Gather every line holding the string "with".

### Supplied material
-=-=-
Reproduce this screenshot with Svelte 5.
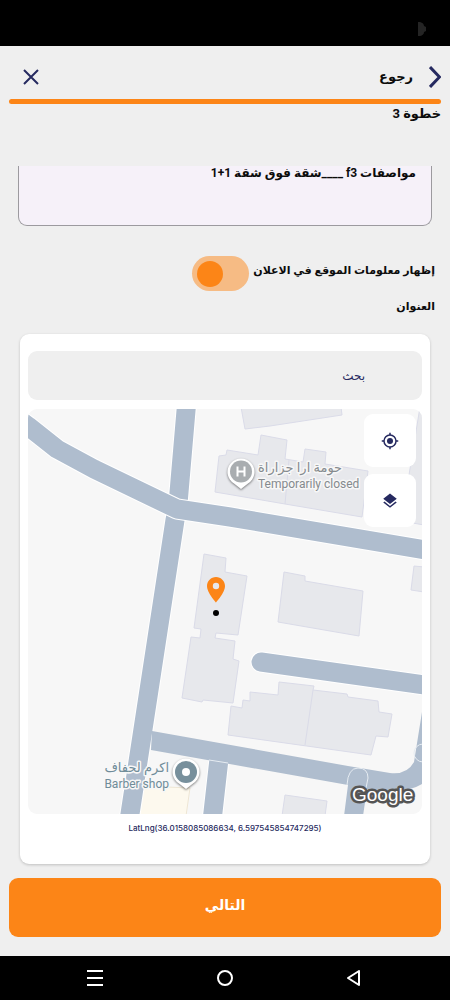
-=-=-
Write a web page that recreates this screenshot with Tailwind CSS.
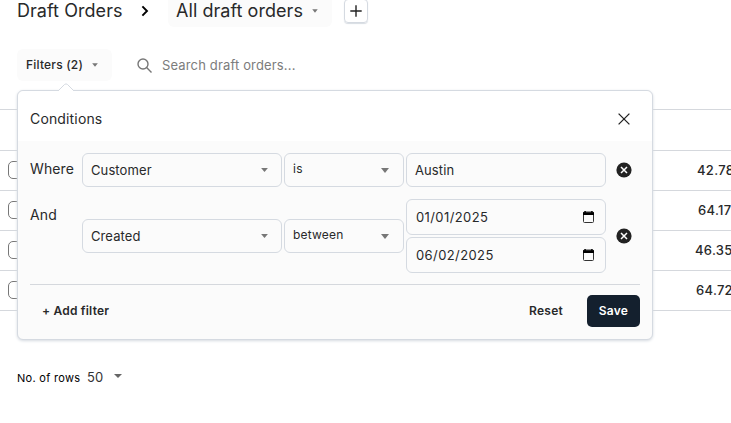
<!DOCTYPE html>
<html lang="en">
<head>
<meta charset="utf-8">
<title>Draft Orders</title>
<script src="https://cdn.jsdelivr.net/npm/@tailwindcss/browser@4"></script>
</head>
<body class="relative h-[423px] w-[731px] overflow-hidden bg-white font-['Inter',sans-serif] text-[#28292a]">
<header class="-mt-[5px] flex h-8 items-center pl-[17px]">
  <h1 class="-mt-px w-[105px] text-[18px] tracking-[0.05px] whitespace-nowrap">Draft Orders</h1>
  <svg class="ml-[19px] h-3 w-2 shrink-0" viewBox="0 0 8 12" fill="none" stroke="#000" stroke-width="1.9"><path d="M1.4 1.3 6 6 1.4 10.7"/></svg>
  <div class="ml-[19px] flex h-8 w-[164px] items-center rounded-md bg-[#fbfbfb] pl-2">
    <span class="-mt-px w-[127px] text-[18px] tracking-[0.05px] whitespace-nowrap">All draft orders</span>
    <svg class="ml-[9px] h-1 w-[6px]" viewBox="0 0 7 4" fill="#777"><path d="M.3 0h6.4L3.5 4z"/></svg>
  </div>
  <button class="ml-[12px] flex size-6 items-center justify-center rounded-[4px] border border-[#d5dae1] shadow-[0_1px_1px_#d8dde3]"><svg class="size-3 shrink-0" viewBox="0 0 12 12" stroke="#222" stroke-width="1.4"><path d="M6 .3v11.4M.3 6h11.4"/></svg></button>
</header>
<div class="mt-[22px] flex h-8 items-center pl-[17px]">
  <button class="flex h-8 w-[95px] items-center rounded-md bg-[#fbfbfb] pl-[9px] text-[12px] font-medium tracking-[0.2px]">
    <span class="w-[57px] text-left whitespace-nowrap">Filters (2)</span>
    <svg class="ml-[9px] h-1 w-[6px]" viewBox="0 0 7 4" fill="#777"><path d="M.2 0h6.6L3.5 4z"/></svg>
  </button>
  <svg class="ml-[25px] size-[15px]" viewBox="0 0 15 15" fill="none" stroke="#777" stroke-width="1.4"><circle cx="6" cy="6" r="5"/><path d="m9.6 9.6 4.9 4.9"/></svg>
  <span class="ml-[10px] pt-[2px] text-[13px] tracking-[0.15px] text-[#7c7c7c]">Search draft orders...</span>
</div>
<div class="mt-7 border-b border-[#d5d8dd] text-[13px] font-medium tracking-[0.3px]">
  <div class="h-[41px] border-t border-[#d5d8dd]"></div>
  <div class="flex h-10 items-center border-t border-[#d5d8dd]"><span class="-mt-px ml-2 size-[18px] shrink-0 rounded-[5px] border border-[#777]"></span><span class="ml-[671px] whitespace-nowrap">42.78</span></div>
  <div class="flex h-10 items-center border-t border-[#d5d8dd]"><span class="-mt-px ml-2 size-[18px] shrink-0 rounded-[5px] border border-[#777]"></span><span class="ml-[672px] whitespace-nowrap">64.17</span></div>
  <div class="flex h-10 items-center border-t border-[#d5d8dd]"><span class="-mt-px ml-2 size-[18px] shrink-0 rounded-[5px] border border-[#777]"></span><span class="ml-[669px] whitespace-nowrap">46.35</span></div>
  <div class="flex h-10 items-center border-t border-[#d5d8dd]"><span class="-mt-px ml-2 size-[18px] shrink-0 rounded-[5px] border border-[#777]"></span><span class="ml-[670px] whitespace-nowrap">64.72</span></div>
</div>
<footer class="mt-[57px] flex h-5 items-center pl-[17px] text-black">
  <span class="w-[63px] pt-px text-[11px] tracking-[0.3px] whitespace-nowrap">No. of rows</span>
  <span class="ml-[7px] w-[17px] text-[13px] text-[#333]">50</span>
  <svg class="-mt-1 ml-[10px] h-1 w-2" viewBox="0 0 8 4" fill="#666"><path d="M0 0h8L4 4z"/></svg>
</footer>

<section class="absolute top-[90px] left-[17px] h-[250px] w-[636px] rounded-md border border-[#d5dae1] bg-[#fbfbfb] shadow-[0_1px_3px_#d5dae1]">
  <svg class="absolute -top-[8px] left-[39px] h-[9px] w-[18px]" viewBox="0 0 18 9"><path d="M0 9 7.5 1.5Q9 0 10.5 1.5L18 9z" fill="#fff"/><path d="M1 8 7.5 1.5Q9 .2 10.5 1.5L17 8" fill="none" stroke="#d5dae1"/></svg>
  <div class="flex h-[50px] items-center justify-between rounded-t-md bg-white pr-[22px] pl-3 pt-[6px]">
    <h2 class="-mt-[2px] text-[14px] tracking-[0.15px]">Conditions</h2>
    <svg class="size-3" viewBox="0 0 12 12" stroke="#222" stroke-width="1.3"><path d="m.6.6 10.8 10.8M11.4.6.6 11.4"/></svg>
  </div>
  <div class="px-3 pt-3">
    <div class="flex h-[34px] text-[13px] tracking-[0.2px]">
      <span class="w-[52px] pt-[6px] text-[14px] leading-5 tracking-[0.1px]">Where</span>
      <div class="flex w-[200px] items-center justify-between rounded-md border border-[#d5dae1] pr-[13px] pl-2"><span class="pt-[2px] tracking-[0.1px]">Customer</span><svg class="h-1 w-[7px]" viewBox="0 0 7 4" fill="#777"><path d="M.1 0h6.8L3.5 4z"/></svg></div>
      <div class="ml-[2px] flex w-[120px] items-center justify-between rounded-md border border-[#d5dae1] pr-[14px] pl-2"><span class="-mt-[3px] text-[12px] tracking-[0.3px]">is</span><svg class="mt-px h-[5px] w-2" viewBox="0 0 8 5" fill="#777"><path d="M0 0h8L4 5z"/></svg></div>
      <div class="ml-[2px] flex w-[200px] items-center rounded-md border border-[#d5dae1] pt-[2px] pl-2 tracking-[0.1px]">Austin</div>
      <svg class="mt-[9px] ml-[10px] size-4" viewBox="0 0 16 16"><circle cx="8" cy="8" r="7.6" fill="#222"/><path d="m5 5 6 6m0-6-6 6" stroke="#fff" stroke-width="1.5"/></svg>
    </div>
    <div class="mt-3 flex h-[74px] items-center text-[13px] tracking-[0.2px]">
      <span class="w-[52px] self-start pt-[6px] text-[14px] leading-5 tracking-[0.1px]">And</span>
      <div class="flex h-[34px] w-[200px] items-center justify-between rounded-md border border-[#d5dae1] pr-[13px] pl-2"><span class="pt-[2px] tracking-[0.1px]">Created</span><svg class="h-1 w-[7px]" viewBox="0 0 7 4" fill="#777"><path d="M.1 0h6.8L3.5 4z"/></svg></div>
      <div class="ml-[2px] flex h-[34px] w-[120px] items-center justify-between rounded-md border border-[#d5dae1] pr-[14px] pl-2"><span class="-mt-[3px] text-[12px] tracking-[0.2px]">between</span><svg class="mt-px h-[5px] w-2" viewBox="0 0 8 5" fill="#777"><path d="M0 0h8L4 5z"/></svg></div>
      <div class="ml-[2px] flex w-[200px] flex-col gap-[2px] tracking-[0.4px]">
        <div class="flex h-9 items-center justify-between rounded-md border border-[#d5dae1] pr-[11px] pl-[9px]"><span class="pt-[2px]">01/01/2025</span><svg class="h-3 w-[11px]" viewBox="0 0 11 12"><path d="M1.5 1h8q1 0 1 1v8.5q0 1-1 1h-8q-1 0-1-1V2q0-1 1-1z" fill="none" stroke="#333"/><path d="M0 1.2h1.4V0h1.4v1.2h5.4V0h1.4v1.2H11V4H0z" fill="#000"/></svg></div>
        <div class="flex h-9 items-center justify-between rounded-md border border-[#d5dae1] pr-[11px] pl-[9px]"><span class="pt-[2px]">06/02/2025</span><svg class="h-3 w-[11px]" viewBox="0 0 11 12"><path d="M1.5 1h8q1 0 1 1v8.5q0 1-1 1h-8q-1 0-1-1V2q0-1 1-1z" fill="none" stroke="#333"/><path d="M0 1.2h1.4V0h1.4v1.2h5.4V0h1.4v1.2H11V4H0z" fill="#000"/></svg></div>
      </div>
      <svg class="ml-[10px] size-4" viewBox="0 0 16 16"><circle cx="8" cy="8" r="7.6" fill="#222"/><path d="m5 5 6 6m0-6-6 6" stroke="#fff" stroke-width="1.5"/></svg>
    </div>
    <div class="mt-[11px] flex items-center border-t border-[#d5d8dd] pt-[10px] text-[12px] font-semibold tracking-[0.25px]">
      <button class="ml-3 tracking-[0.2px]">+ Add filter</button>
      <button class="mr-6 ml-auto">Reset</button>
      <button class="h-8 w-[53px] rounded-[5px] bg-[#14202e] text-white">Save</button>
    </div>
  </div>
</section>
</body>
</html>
-=-=-
### Answer for this exercise
Reproduce this screenshot with Svelte 5.
Write a web page that recreates this screenshot with Tailwind CSS.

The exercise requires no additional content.